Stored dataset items

· · ·

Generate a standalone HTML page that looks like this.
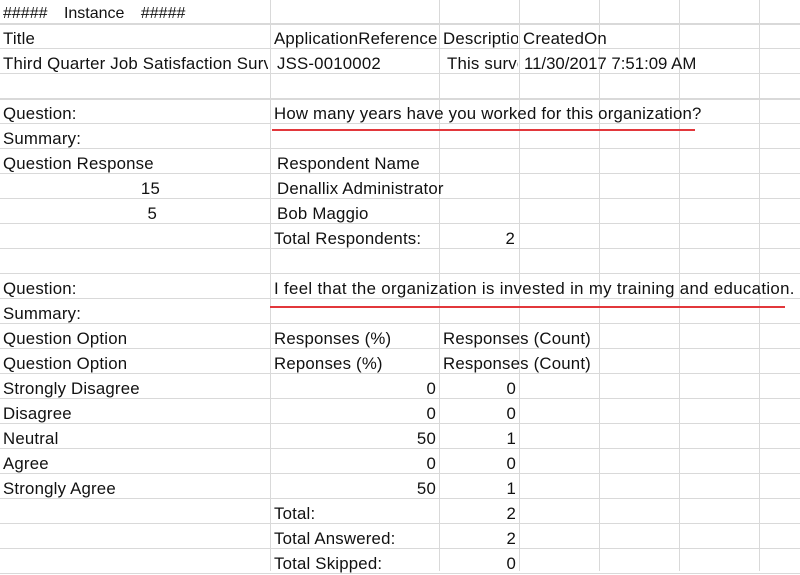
<!DOCTYPE html><html><head><style>
body{margin:0;width:800px;height:571px;overflow:hidden;background:#fff;font-family:"Liberation Sans",sans-serif;font-size:16.8px;letter-spacing:0.2px;color:#111;position:relative}
.h{position:absolute;left:0;width:800px;height:1px;background:#d9d9d9}
.v{position:absolute;top:0;height:571px;width:1px;background:#d9d9d9}
.t{position:absolute;white-space:nowrap;line-height:27px;height:25px;overflow:hidden}
.r{text-align:right}
.red{position:absolute;height:2px;background:#e2373b}
</style></head><body>
<div class="v" style="left:270px"></div><div class="v" style="left:439px"></div><div class="v" style="left:519px"></div><div class="v" style="left:599px"></div><div class="v" style="left:679px"></div><div class="v" style="left:759px"></div>
<script>
for(let i=0;i<23;i++){let d=document.createElement('div');d.className='h';d.style.top=(23+25*i)+'px';if(i==0||i==3)d.style.height='2px';document.body.appendChild(d);}
</script>
<div class="t" style="left:3px;top:0;width:265px;word-spacing:12px;font-size:16px;letter-spacing:0">##### Instance #####</div>
<div class="t" style="left:3px;top:25px">Title</div>
<div class="t" style="left:274px;top:25px;width:164px">ApplicationReference</div>
<div class="t" style="left:443px;top:25px;width:75px">Description</div>
<div class="t" style="left:523px;top:25px">CreatedOn</div>
<div class="t" style="left:3px;top:50px;width:265px">Third Quarter Job Satisfaction Survey</div>
<div class="t" style="left:277px;top:50px">JSS-0010002</div>
<div class="t" style="left:447px;top:50px;width:71px">This survey</div>
<div class="t" style="left:524px;top:50px;letter-spacing:0">11/30/2017 7:51:09 AM</div>
<div class="t" style="left:3px;top:100px">Question:</div>
<div class="t" style="left:274px;top:100px">How many years have you worked for this organization?</div>
<div class="red" style="left:272px;top:129px;width:423px"></div>
<div class="t" style="left:3px;top:125px">Summary:</div>
<div class="t" style="left:3px;top:150px">Question Response</div>
<div class="t" style="left:277px;top:150px">Respondent Name</div>
<div class="t r" style="left:0;top:175px;width:160px">15</div>
<div class="t" style="left:277px;top:175px">Denallix Administrator</div>
<div class="t r" style="left:0;top:200px;width:157px">5</div>
<div class="t" style="left:277px;top:200px">Bob Maggio</div>
<div class="t" style="left:274px;top:225px">Total Respondents:</div>
<div class="t r" style="left:440px;top:225px;width:75px">2</div>
<div class="t" style="left:3px;top:275px">Question:</div>
<div class="t" style="left:274px;top:275px;letter-spacing:0.35px">I feel that the organization is invested in my training and education.</div>
<div class="red" style="left:270px;top:306px;width:515px"></div>
<div class="t" style="left:3px;top:300px">Summary:</div>
<div class="t" style="left:3px;top:325px">Question Option</div>
<div class="t" style="left:274px;top:325px">Responses (%)</div>
<div class="t" style="left:443px;top:325px">Responses (Count)</div>
<div class="t" style="left:3px;top:350px">Question Option</div>
<div class="t" style="left:274px;top:350px">Reponses (%)</div>
<div class="t" style="left:443px;top:350px">Responses (Count)</div>
<div class="t" style="left:3px;top:375px">Strongly Disagree</div>
<div class="t r" style="left:270px;top:375px;width:166px">0</div><div class="t r" style="left:440px;top:375px;width:76px">0</div>
<div class="t" style="left:3px;top:400px">Disagree</div>
<div class="t r" style="left:270px;top:400px;width:166px">0</div><div class="t r" style="left:440px;top:400px;width:76px">0</div>
<div class="t" style="left:3px;top:425px">Neutral</div>
<div class="t r" style="left:270px;top:425px;width:166px">50</div><div class="t r" style="left:440px;top:425px;width:76px">1</div>
<div class="t" style="left:3px;top:450px">Agree</div>
<div class="t r" style="left:270px;top:450px;width:166px">0</div><div class="t r" style="left:440px;top:450px;width:76px">0</div>
<div class="t" style="left:3px;top:475px">Strongly Agree</div>
<div class="t r" style="left:270px;top:475px;width:166px">50</div><div class="t r" style="left:440px;top:475px;width:76px">1</div>
<div class="t" style="left:274px;top:500px">Total:</div><div class="t r" style="left:440px;top:500px;width:76px">2</div>
<div class="t" style="left:274px;top:525px">Total Answered:</div><div class="t r" style="left:440px;top:525px;width:76px">2</div>
<div class="t" style="left:274px;top:550px">Total Skipped:</div><div class="t r" style="left:440px;top:550px;width:76px">0</div>
</body></html>
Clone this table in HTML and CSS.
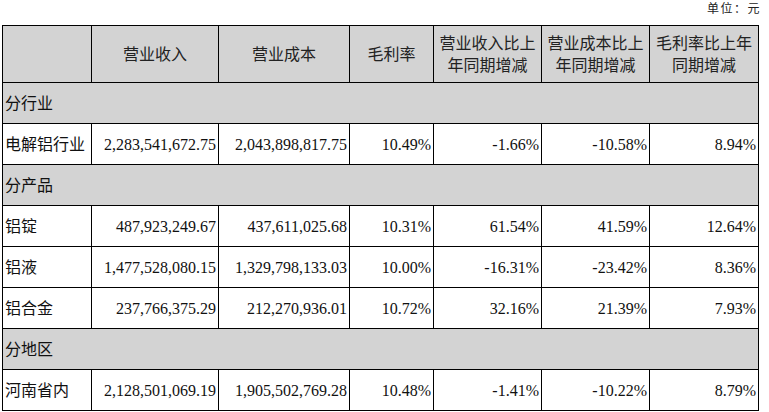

· · ·

Using the material above, return every line exactly as it appears, minus the pictures.

__Exercise solution__
Generate a standalone HTML page that looks like this.
<!DOCTYPE html><html><head><style>
body{margin:0;width:800px;height:571px;overflow:hidden;background:#fff;font-family:"Liberation Sans",sans-serif;font-size:16.8px;letter-spacing:0.2px;color:#111;position:relative}
.h{position:absolute;left:0;width:800px;height:1px;background:#d9d9d9}
.v{position:absolute;top:0;height:571px;width:1px;background:#d9d9d9}
.t{position:absolute;white-space:nowrap;line-height:27px;height:25px;overflow:hidden}
.r{text-align:right}
.red{position:absolute;height:2px;background:#e2373b}
</style></head><body>
<div class="v" style="left:270px"></div><div class="v" style="left:439px"></div><div class="v" style="left:519px"></div><div class="v" style="left:599px"></div><div class="v" style="left:679px"></div><div class="v" style="left:759px"></div>
<script>
for(let i=0;i<23;i++){let d=document.createElement('div');d.className='h';d.style.top=(23+25*i)+'px';if(i==0||i==3)d.style.height='2px';document.body.appendChild(d);}
</script>
<div class="t" style="left:3px;top:0;width:265px;word-spacing:12px;font-size:16px;letter-spacing:0">##### Instance #####</div>
<div class="t" style="left:3px;top:25px">Title</div>
<div class="t" style="left:274px;top:25px;width:164px">ApplicationReference</div>
<div class="t" style="left:443px;top:25px;width:75px">Description</div>
<div class="t" style="left:523px;top:25px">CreatedOn</div>
<div class="t" style="left:3px;top:50px;width:265px">Third Quarter Job Satisfaction Survey</div>
<div class="t" style="left:277px;top:50px">JSS-0010002</div>
<div class="t" style="left:447px;top:50px;width:71px">This survey</div>
<div class="t" style="left:524px;top:50px;letter-spacing:0">11/30/2017 7:51:09 AM</div>
<div class="t" style="left:3px;top:100px">Question:</div>
<div class="t" style="left:274px;top:100px">How many years have you worked for this organization?</div>
<div class="red" style="left:272px;top:129px;width:423px"></div>
<div class="t" style="left:3px;top:125px">Summary:</div>
<div class="t" style="left:3px;top:150px">Question Response</div>
<div class="t" style="left:277px;top:150px">Respondent Name</div>
<div class="t r" style="left:0;top:175px;width:160px">15</div>
<div class="t" style="left:277px;top:175px">Denallix Administrator</div>
<div class="t r" style="left:0;top:200px;width:157px">5</div>
<div class="t" style="left:277px;top:200px">Bob Maggio</div>
<div class="t" style="left:274px;top:225px">Total Respondents:</div>
<div class="t r" style="left:440px;top:225px;width:75px">2</div>
<div class="t" style="left:3px;top:275px">Question:</div>
<div class="t" style="left:274px;top:275px;letter-spacing:0.35px">I feel that the organization is invested in my training and education.</div>
<div class="red" style="left:270px;top:306px;width:515px"></div>
<div class="t" style="left:3px;top:300px">Summary:</div>
<div class="t" style="left:3px;top:325px">Question Option</div>
<div class="t" style="left:274px;top:325px">Responses (%)</div>
<div class="t" style="left:443px;top:325px">Responses (Count)</div>
<div class="t" style="left:3px;top:350px">Question Option</div>
<div class="t" style="left:274px;top:350px">Reponses (%)</div>
<div class="t" style="left:443px;top:350px">Responses (Count)</div>
<div class="t" style="left:3px;top:375px">Strongly Disagree</div>
<div class="t r" style="left:270px;top:375px;width:166px">0</div><div class="t r" style="left:440px;top:375px;width:76px">0</div>
<div class="t" style="left:3px;top:400px">Disagree</div>
<div class="t r" style="left:270px;top:400px;width:166px">0</div><div class="t r" style="left:440px;top:400px;width:76px">0</div>
<div class="t" style="left:3px;top:425px">Neutral</div>
<div class="t r" style="left:270px;top:425px;width:166px">50</div><div class="t r" style="left:440px;top:425px;width:76px">1</div>
<div class="t" style="left:3px;top:450px">Agree</div>
<div class="t r" style="left:270px;top:450px;width:166px">0</div><div class="t r" style="left:440px;top:450px;width:76px">0</div>
<div class="t" style="left:3px;top:475px">Strongly Agree</div>
<div class="t r" style="left:270px;top:475px;width:166px">50</div><div class="t r" style="left:440px;top:475px;width:76px">1</div>
<div class="t" style="left:274px;top:500px">Total:</div><div class="t r" style="left:440px;top:500px;width:76px">2</div>
<div class="t" style="left:274px;top:525px">Total Answered:</div><div class="t r" style="left:440px;top:525px;width:76px">2</div>
<div class="t" style="left:274px;top:550px">Total Skipped:</div><div class="t r" style="left:440px;top:550px;width:76px">0</div>
</body></html>
Clone this table in HTML and CSS.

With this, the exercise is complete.